◆ **Supplied material**
======
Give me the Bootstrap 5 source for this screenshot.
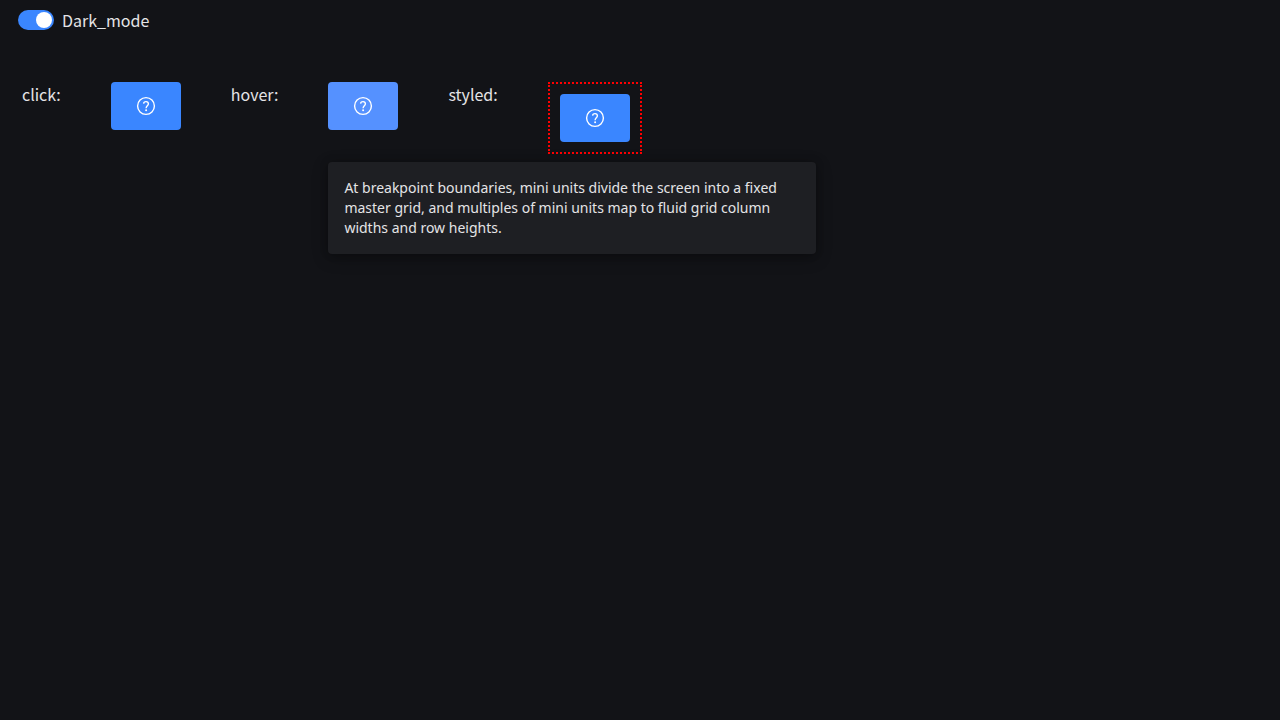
<!DOCTYPE html>
<html lang="en" data-bs-theme="dark">
<head>
<meta charset="utf-8">
<meta name="viewport" content="width=device-width, initial-scale=1">
<title>Help tooltip</title>
<link rel="stylesheet" href="https://cdn.jsdelivr.net/npm/bootstrap@5.3.0/dist/css/bootstrap.min.css">
<style>
  body {
    background: #121317;
    color: #e4e4e6;
    font-family: "Noto Sans CJK SC", "Noto Sans", sans-serif;
    font-size: 16px;
    line-height: 24px;
  }
  .mode-bar { padding: 8px 18px; }
  .form-switch.mode-switch { min-height: 24px; padding: 0; }
  .form-switch .form-check-input.mode-input {
    width: 36px;
    height: 20px;
    margin: 0;
    border: 0;
    background-color: #3a86ff;
    background-image: url("data:image/svg+xml,%3csvg xmlns='http://www.w3.org/2000/svg' viewBox='-10 -10 20 20'%3e%3ccircle r='8' fill='%23fff'/%3e%3c/svg%3e");
  }
  .demo-row { padding: 42px 22px; gap: 50px; }
  .btn-help {
    --bs-btn-bg: #3a86ff;
    --bs-btn-color: #fff;
    --bs-btn-hover-bg: #5591ff;
    --bs-btn-hover-color: #fff;
    --bs-btn-active-bg: #5591ff;
    width: 70px;
    height: 48px;
    padding: 0;
    border: 0;
    border-radius: 4px;
  }
  .btn-help.is-hovered { --bs-btn-bg: #5591ff; }
  .styled-box { padding: 10px; border: 2px dotted #f00; }
  .help-tip {
    top: 80px;
    left: 0;
    width: 488px;
    padding: 16px;
    border-radius: 4px;
    background: #1e1f23;
    box-shadow: 0 4px 16px rgba(0, 0, 0, .3), 0 0 8px rgba(0, 0, 0, .2);
    font-family: "Noto Sans", sans-serif;
    font-size: 14px;
    line-height: 20px;
  }
</style>
</head>
<body class="min-vh-100">
<svg class="d-none" aria-hidden="true">
  <symbol id="help" viewBox="0 0 20 20">
    <circle cx="10" cy="10" r="8.4" fill="none" stroke="currentColor" stroke-width="1.4"/>
    <path d="M7.6 7.6C7.7 6.3 8.6 5.6 10 5.6s2.4.9 2.4 2.2c0 1.9-2.3 2.1-2.3 4.4" fill="none" stroke="currentColor" stroke-width="1.4"/>
    <circle cx="10.1" cy="14.2" r="1" fill="currentColor"/>
  </symbol>
</svg>
<header class="mode-bar">
  <div class="form-check form-switch mode-switch d-flex align-items-center gap-2 mb-0">
    <input class="form-check-input mode-input float-none" type="checkbox" role="switch" id="darkMode" checked>
    <label class="form-check-label" for="darkMode">Dark_mode</label>
  </div>
</header>
<main class="demo-row d-flex flex-wrap align-items-start">
  <span>click:</span>
  <button type="button" class="btn btn-help d-flex align-items-center justify-content-center" aria-label="Help on click"><svg width="20" height="20"><use href="#help"/></svg></button>
  <span>hover:</span>
  <div class="position-relative">
    <button type="button" class="btn btn-help is-hovered d-flex align-items-center justify-content-center" aria-label="Help on hover" aria-describedby="tip"><svg width="20" height="20"><use href="#help"/></svg></button>
    <div class="help-tip position-absolute" role="tooltip" id="tip">At breakpoint boundaries, mini units divide the screen into a fixed master grid, and multiples of mini units map to fluid grid column widths and row heights.</div>
  </div>
  <span>styled:</span>
  <div class="styled-box">
    <button type="button" class="btn btn-help d-flex align-items-center justify-content-center" aria-label="Styled help"><svg width="20" height="20"><use href="#help"/></svg></button>
  </div>
</main>
<script src="https://cdn.jsdelivr.net/npm/bootstrap@5.3.0/dist/js/bootstrap.bundle.min.js"></script>
</body>
</html>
======
◆ **What to produce**
Repeat the material exactly as it reads, without any of its pictures.

◆ **Expected output**
Give me the Bootstrap 5 source for this screenshot.
<!DOCTYPE html>
<html lang="en" data-bs-theme="dark">
<head>
<meta charset="utf-8">
<meta name="viewport" content="width=device-width, initial-scale=1">
<title>Help tooltip</title>
<link rel="stylesheet" href="https://cdn.jsdelivr.net/npm/bootstrap@5.3.0/dist/css/bootstrap.min.css">
<style>
  body {
    background: #121317;
    color: #e4e4e6;
    font-family: "Noto Sans CJK SC", "Noto Sans", sans-serif;
    font-size: 16px;
    line-height: 24px;
  }
  .mode-bar { padding: 8px 18px; }
  .form-switch.mode-switch { min-height: 24px; padding: 0; }
  .form-switch .form-check-input.mode-input {
    width: 36px;
    height: 20px;
    margin: 0;
    border: 0;
    background-color: #3a86ff;
    background-image: url("data:image/svg+xml,%3csvg xmlns='http://www.w3.org/2000/svg' viewBox='-10 -10 20 20'%3e%3ccircle r='8' fill='%23fff'/%3e%3c/svg%3e");
  }
  .demo-row { padding: 42px 22px; gap: 50px; }
  .btn-help {
    --bs-btn-bg: #3a86ff;
    --bs-btn-color: #fff;
    --bs-btn-hover-bg: #5591ff;
    --bs-btn-hover-color: #fff;
    --bs-btn-active-bg: #5591ff;
    width: 70px;
    height: 48px;
    padding: 0;
    border: 0;
    border-radius: 4px;
  }
  .btn-help.is-hovered { --bs-btn-bg: #5591ff; }
  .styled-box { padding: 10px; border: 2px dotted #f00; }
  .help-tip {
    top: 80px;
    left: 0;
    width: 488px;
    padding: 16px;
    border-radius: 4px;
    background: #1e1f23;
    box-shadow: 0 4px 16px rgba(0, 0, 0, .3), 0 0 8px rgba(0, 0, 0, .2);
    font-family: "Noto Sans", sans-serif;
    font-size: 14px;
    line-height: 20px;
  }
</style>
</head>
<body class="min-vh-100">
<svg class="d-none" aria-hidden="true">
  <symbol id="help" viewBox="0 0 20 20">
    <circle cx="10" cy="10" r="8.4" fill="none" stroke="currentColor" stroke-width="1.4"/>
    <path d="M7.6 7.6C7.7 6.3 8.6 5.6 10 5.6s2.4.9 2.4 2.2c0 1.9-2.3 2.1-2.3 4.4" fill="none" stroke="currentColor" stroke-width="1.4"/>
    <circle cx="10.1" cy="14.2" r="1" fill="currentColor"/>
  </symbol>
</svg>
<header class="mode-bar">
  <div class="form-check form-switch mode-switch d-flex align-items-center gap-2 mb-0">
    <input class="form-check-input mode-input float-none" type="checkbox" role="switch" id="darkMode" checked>
    <label class="form-check-label" for="darkMode">Dark_mode</label>
  </div>
</header>
<main class="demo-row d-flex flex-wrap align-items-start">
  <span>click:</span>
  <button type="button" class="btn btn-help d-flex align-items-center justify-content-center" aria-label="Help on click"><svg width="20" height="20"><use href="#help"/></svg></button>
  <span>hover:</span>
  <div class="position-relative">
    <button type="button" class="btn btn-help is-hovered d-flex align-items-center justify-content-center" aria-label="Help on hover" aria-describedby="tip"><svg width="20" height="20"><use href="#help"/></svg></button>
    <div class="help-tip position-absolute" role="tooltip" id="tip">At breakpoint boundaries, mini units divide the screen into a fixed master grid, and multiples of mini units map to fluid grid column widths and row heights.</div>
  </div>
  <span>styled:</span>
  <div class="styled-box">
    <button type="button" class="btn btn-help d-flex align-items-center justify-content-center" aria-label="Styled help"><svg width="20" height="20"><use href="#help"/></svg></button>
  </div>
</main>
<script src="https://cdn.jsdelivr.net/npm/bootstrap@5.3.0/dist/js/bootstrap.bundle.min.js"></script>
</body>
</html>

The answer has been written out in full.